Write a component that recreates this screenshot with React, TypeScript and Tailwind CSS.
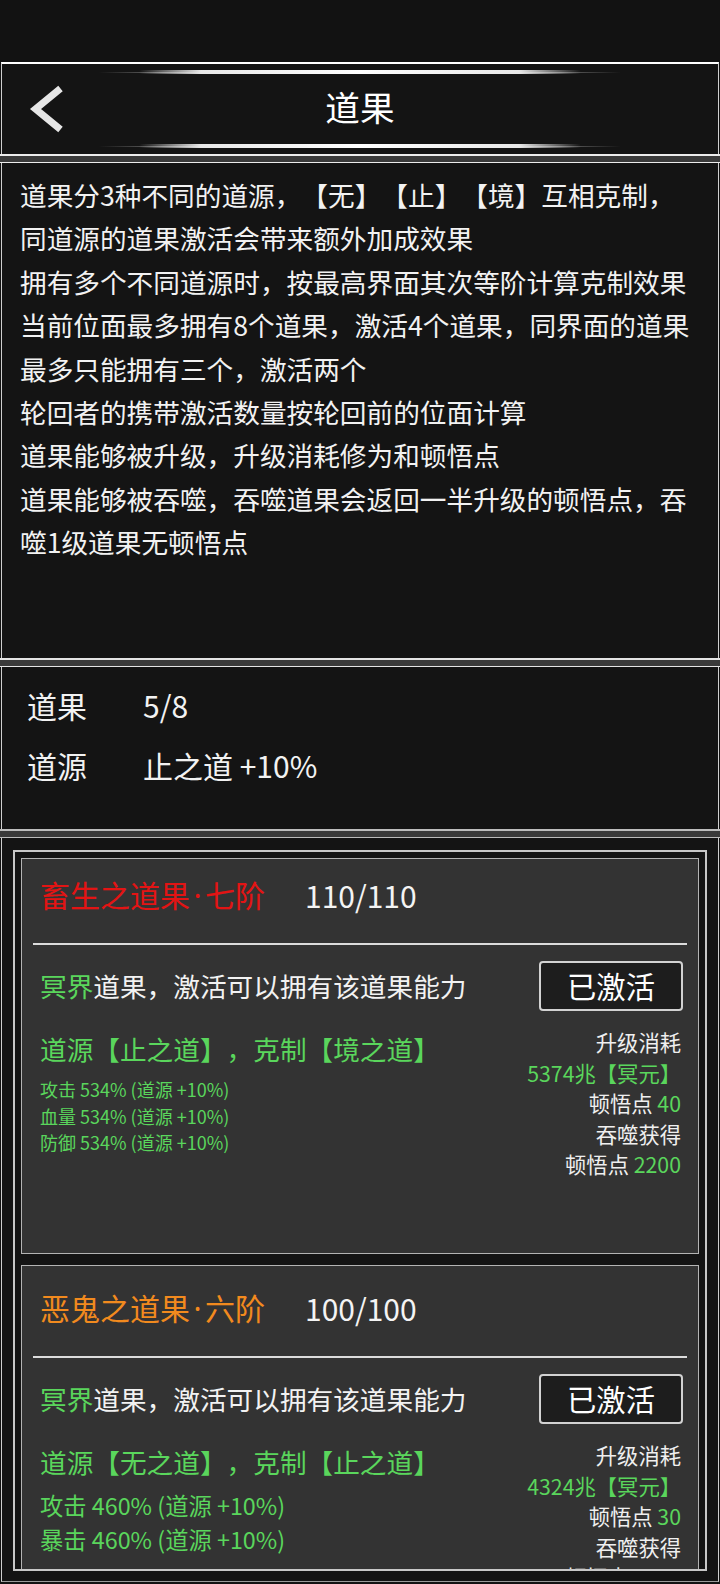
import React from 'react';

type Fruit = {
  name: [string, string];
  nameColor: string;
  level: string;
  source: string;
  stats: string[];
  statClass: string;
  titleClass: string;
  cost: string;
  insight: string;
  devour: string;
};

const FRUITS: Fruit[] = [
  {
    name: ['畜生之道果', '七阶'],
    nameColor: 'text-[#e31414]',
    level: '110/110',
    source: '道源【止之道】，克制【境之道】',
    stats: ['攻击 534% (道源 +10%)', '血量 534% (道源 +10%)', '防御 534% (道源 +10%)'],
    statClass: 'text-[18px] leading-[26.5px]',
    titleClass: 'h-[72px] mb-[12px]',
    cost: '5374兆【冥元】',
    insight: '40',
    devour: '2200',
  },
  {
    name: ['恶鬼之道果', '六阶'],
    nameColor: 'text-[#f28a1e]',
    level: '100/100',
    source: '道源【无之道】，克制【止之道】',
    stats: ['攻击 460% (道源 +10%)', '暴击 460% (道源 +10%)'],
    statClass: 'text-[23.3px] leading-[33.5px]',
    titleClass: 'h-[84px] mb-[6px]',
    cost: '4324兆【冥元】',
    insight: '30',
    devour: '1800',
  },
];

const RULES = [
  '道果分3种不同的道源，【无】【止】【境】互相克制，',
  '同道源的道果激活会带来额外加成效果',
  '拥有多个不同道源时，按最高界面其次等阶计算克制效果',
  '当前位面最多拥有8个道果，激活4个道果，同界面的道果',
  '最多只能拥有三个，激活两个',
  '轮回者的携带激活数量按轮回前的位面计算',
  '道果能够被升级，升级消耗修为和顿悟点',
  '道果能够被吞噬，吞噬道果会返回一半升级的顿悟点，吞',
  '噬1级道果无顿悟点',
];

const Band = ({ line }: { line: string }) => (
  <div className={`h-[9px] shrink-0 border-t-2 border-b bg-[#3a3a3a] ${line}`} />
);

const GlowLine = () => (
  <div className="relative mx-auto h-[4px] w-[522px]">
    <div className="absolute inset-x-0 top-[1.5px] h-px bg-[linear-gradient(90deg,transparent,#6c6c6c_12%,#8c8c8c_50%,#6c6c6c_88%,transparent)]" />
    <div className="absolute inset-y-0 left-[40px] right-[40px] rounded-full bg-[linear-gradient(90deg,transparent,#e8e8e8_14%,#ffffff_50%,#e8e8e8_86%,transparent)]" />
  </div>
);

const FruitCard = ({ fruit }: { fruit: Fruit }) => (
  <div className="h-[396px] shrink-0 border border-[#b4b4b4] bg-[#333333]">
    <div className={`flex items-center pl-[18px] text-[30px] ${fruit.titleClass}`}>
      <span className={`w-[265px] shrink-0 whitespace-nowrap ${fruit.nameColor}`}>
        {fruit.name[0]}
        <span className="px-[3.5px] font-['Noto_Sans',sans-serif]">·</span>
        {fruit.name[1]}
      </span>
      <span className="text-[#f4f4f4]">{fruit.level}</span>
    </div>
    <div className="mx-[11px] h-[2px] bg-[#dcdcdc]" />

    <div className="mt-[16px] flex h-[50px] items-center justify-between pl-[18px] pr-[15px]">
      <p className="text-[26.67px] text-[#f2f2f2]">
        <span className="text-[#5ad65c]">冥界</span>道果，激活可以拥有该道果能力
      </p>
      <button className="flex h-[50px] w-[144px] items-center justify-center rounded-[4px] border-2 border-[#d2d2d2] bg-[#1d1d1d] text-[29.3px] text-white">
        已激活
      </button>
    </div>

    <div className="flex justify-between pl-[18px] pr-[17px]">
      <div className="pt-[20px] text-[#5ad65c]">
        <p className="whitespace-nowrap text-[26.67px] leading-[36px]">{fruit.source}</p>
        <div className={`mt-[9px] ${fruit.statClass}`}>
          {fruit.stats.map((s) => (
            <p key={s} className="whitespace-nowrap">{s}</p>
          ))}
        </div>
      </div>
      <div className="flex flex-col items-end pt-[16px] text-[21.3px] leading-[30.5px] text-[#efefef]">
        <p>升级消耗</p>
        <p className="text-[#5ad65c]">{fruit.cost}</p>
        <p>
          顿悟点 <span className="text-[#5ad65c]">{fruit.insight}</span>
        </p>
        <p>吞噬获得</p>
        <p>
          顿悟点 <span className="text-[#5ad65c]">{fruit.devour}</span>
        </p>
      </div>
    </div>
  </div>
);

export default function App() {
  return (
    <div className="flex h-[1584px] w-[720px] flex-col overflow-hidden bg-[#121212] font-['Noto_Sans_CJK_SC',sans-serif] text-white [text-spacing-trim:space-all]">
      <div className="h-[62px] shrink-0" />

      <header className="mx-px flex h-[92px] shrink-0 flex-col border-x border-t-2 border-x-[#cfcfcf] border-t-white bg-[#141414] pt-[6px]">
        <GlowLine />
        <div className="grid h-[70px] grid-cols-[1fr_auto_1fr] items-center">
          <div className="pl-[26px]">
            <svg width="36" height="50" viewBox="0 0 36 50" fill="none">
              <polyline
                points="32.5,4.5 7.5,25 32.5,45.5"
                stroke="#e6e6e6"
                strokeWidth="7"
                strokeLinecap="butt"
                strokeLinejoin="miter"
              />
            </svg>
          </div>
          <h1 className="pb-[6px] text-[34.67px] leading-none text-white">道果</h1>
          <div />
        </div>
        <GlowLine />
      </header>

      <Band line="border-[#ececec]" />

      <section className="mx-px h-[495px] shrink-0 border-x border-x-[#cfcfcf] bg-[#141414] pl-[18px] pt-[10px] text-[26.67px] leading-[43.4px] text-[#f2f2f2]">
        {RULES.map((line) => (
          <p key={line} className="whitespace-nowrap">{line}</p>
        ))}
      </section>

      <Band line="border-[#e4e4e4]" />

      <section className="mx-px h-[162px] shrink-0 border-x border-x-[#cfcfcf] bg-[#141414] pl-[25px] pt-[8px] text-[30px] leading-[60px] text-[#f2f2f2]">
        <div className="flex">
          <span className="w-[116px]">道果</span>
          <span>5/8</span>
        </div>
        <div className="flex">
          <span className="w-[116px]">道源</span>
          <span>止之道 +10%</span>
        </div>
      </section>

      <Band line="border-[#bdbdbd]" />

      <section className="mx-px h-[744px] shrink-0 border-x border-b border-x-[#cfcfcf] border-b-[#9a9a9a] bg-[#141414] px-[11px] pt-[12px]">
        <div className="flex h-[721px] flex-col gap-[11px] overflow-hidden border-2 border-[#c8c8c8] p-[6px]">
          {FRUITS.map((f) => (
            <FruitCard key={f.name[0]} fruit={f} />
          ))}
        </div>
      </section>
    </div>
  );
}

============================================================

YOUR GOAL:
Reproduce the material word for word. Any pictures should be left out of the copy.

IN RESPONSE:
Write a component that recreates this screenshot with React, TypeScript and Tailwind CSS.
import React from 'react';

type Fruit = {
  name: [string, string];
  nameColor: string;
  level: string;
  source: string;
  stats: string[];
  statClass: string;
  titleClass: string;
  cost: string;
  insight: string;
  devour: string;
};

const FRUITS: Fruit[] = [
  {
    name: ['畜生之道果', '七阶'],
    nameColor: 'text-[#e31414]',
    level: '110/110',
    source: '道源【止之道】，克制【境之道】',
    stats: ['攻击 534% (道源 +10%)', '血量 534% (道源 +10%)', '防御 534% (道源 +10%)'],
    statClass: 'text-[18px] leading-[26.5px]',
    titleClass: 'h-[72px] mb-[12px]',
    cost: '5374兆【冥元】',
    insight: '40',
    devour: '2200',
  },
  {
    name: ['恶鬼之道果', '六阶'],
    nameColor: 'text-[#f28a1e]',
    level: '100/100',
    source: '道源【无之道】，克制【止之道】',
    stats: ['攻击 460% (道源 +10%)', '暴击 460% (道源 +10%)'],
    statClass: 'text-[23.3px] leading-[33.5px]',
    titleClass: 'h-[84px] mb-[6px]',
    cost: '4324兆【冥元】',
    insight: '30',
    devour: '1800',
  },
];

const RULES = [
  '道果分3种不同的道源，【无】【止】【境】互相克制，',
  '同道源的道果激活会带来额外加成效果',
  '拥有多个不同道源时，按最高界面其次等阶计算克制效果',
  '当前位面最多拥有8个道果，激活4个道果，同界面的道果',
  '最多只能拥有三个，激活两个',
  '轮回者的携带激活数量按轮回前的位面计算',
  '道果能够被升级，升级消耗修为和顿悟点',
  '道果能够被吞噬，吞噬道果会返回一半升级的顿悟点，吞',
  '噬1级道果无顿悟点',
];

const Band = ({ line }: { line: string }) => (
  <div className={`h-[9px] shrink-0 border-t-2 border-b bg-[#3a3a3a] ${line}`} />
);

const GlowLine = () => (
  <div className="relative mx-auto h-[4px] w-[522px]">
    <div className="absolute inset-x-0 top-[1.5px] h-px bg-[linear-gradient(90deg,transparent,#6c6c6c_12%,#8c8c8c_50%,#6c6c6c_88%,transparent)]" />
    <div className="absolute inset-y-0 left-[40px] right-[40px] rounded-full bg-[linear-gradient(90deg,transparent,#e8e8e8_14%,#ffffff_50%,#e8e8e8_86%,transparent)]" />
  </div>
);

const FruitCard = ({ fruit }: { fruit: Fruit }) => (
  <div className="h-[396px] shrink-0 border border-[#b4b4b4] bg-[#333333]">
    <div className={`flex items-center pl-[18px] text-[30px] ${fruit.titleClass}`}>
      <span className={`w-[265px] shrink-0 whitespace-nowrap ${fruit.nameColor}`}>
        {fruit.name[0]}
        <span className="px-[3.5px] font-['Noto_Sans',sans-serif]">·</span>
        {fruit.name[1]}
      </span>
      <span className="text-[#f4f4f4]">{fruit.level}</span>
    </div>
    <div className="mx-[11px] h-[2px] bg-[#dcdcdc]" />

    <div className="mt-[16px] flex h-[50px] items-center justify-between pl-[18px] pr-[15px]">
      <p className="text-[26.67px] text-[#f2f2f2]">
        <span className="text-[#5ad65c]">冥界</span>道果，激活可以拥有该道果能力
      </p>
      <button className="flex h-[50px] w-[144px] items-center justify-center rounded-[4px] border-2 border-[#d2d2d2] bg-[#1d1d1d] text-[29.3px] text-white">
        已激活
      </button>
    </div>

    <div className="flex justify-between pl-[18px] pr-[17px]">
      <div className="pt-[20px] text-[#5ad65c]">
        <p className="whitespace-nowrap text-[26.67px] leading-[36px]">{fruit.source}</p>
        <div className={`mt-[9px] ${fruit.statClass}`}>
          {fruit.stats.map((s) => (
            <p key={s} className="whitespace-nowrap">{s}</p>
          ))}
        </div>
      </div>
      <div className="flex flex-col items-end pt-[16px] text-[21.3px] leading-[30.5px] text-[#efefef]">
        <p>升级消耗</p>
        <p className="text-[#5ad65c]">{fruit.cost}</p>
        <p>
          顿悟点 <span className="text-[#5ad65c]">{fruit.insight}</span>
        </p>
        <p>吞噬获得</p>
        <p>
          顿悟点 <span className="text-[#5ad65c]">{fruit.devour}</span>
        </p>
      </div>
    </div>
  </div>
);

export default function App() {
  return (
    <div className="flex h-[1584px] w-[720px] flex-col overflow-hidden bg-[#121212] font-['Noto_Sans_CJK_SC',sans-serif] text-white [text-spacing-trim:space-all]">
      <div className="h-[62px] shrink-0" />

      <header className="mx-px flex h-[92px] shrink-0 flex-col border-x border-t-2 border-x-[#cfcfcf] border-t-white bg-[#141414] pt-[6px]">
        <GlowLine />
        <div className="grid h-[70px] grid-cols-[1fr_auto_1fr] items-center">
          <div className="pl-[26px]">
            <svg width="36" height="50" viewBox="0 0 36 50" fill="none">
              <polyline
                points="32.5,4.5 7.5,25 32.5,45.5"
                stroke="#e6e6e6"
                strokeWidth="7"
                strokeLinecap="butt"
                strokeLinejoin="miter"
              />
            </svg>
          </div>
          <h1 className="pb-[6px] text-[34.67px] leading-none text-white">道果</h1>
          <div />
        </div>
        <GlowLine />
      </header>

      <Band line="border-[#ececec]" />

      <section className="mx-px h-[495px] shrink-0 border-x border-x-[#cfcfcf] bg-[#141414] pl-[18px] pt-[10px] text-[26.67px] leading-[43.4px] text-[#f2f2f2]">
        {RULES.map((line) => (
          <p key={line} className="whitespace-nowrap">{line}</p>
        ))}
      </section>

      <Band line="border-[#e4e4e4]" />

      <section className="mx-px h-[162px] shrink-0 border-x border-x-[#cfcfcf] bg-[#141414] pl-[25px] pt-[8px] text-[30px] leading-[60px] text-[#f2f2f2]">
        <div className="flex">
          <span className="w-[116px]">道果</span>
          <span>5/8</span>
        </div>
        <div className="flex">
          <span className="w-[116px]">道源</span>
          <span>止之道 +10%</span>
        </div>
      </section>

      <Band line="border-[#bdbdbd]" />

      <section className="mx-px h-[744px] shrink-0 border-x border-b border-x-[#cfcfcf] border-b-[#9a9a9a] bg-[#141414] px-[11px] pt-[12px]">
        <div className="flex h-[721px] flex-col gap-[11px] overflow-hidden border-2 border-[#c8c8c8] p-[6px]">
          {FRUITS.map((f) => (
            <FruitCard key={f.name[0]} fruit={f} />
          ))}
        </div>
      </section>
    </div>
  );
}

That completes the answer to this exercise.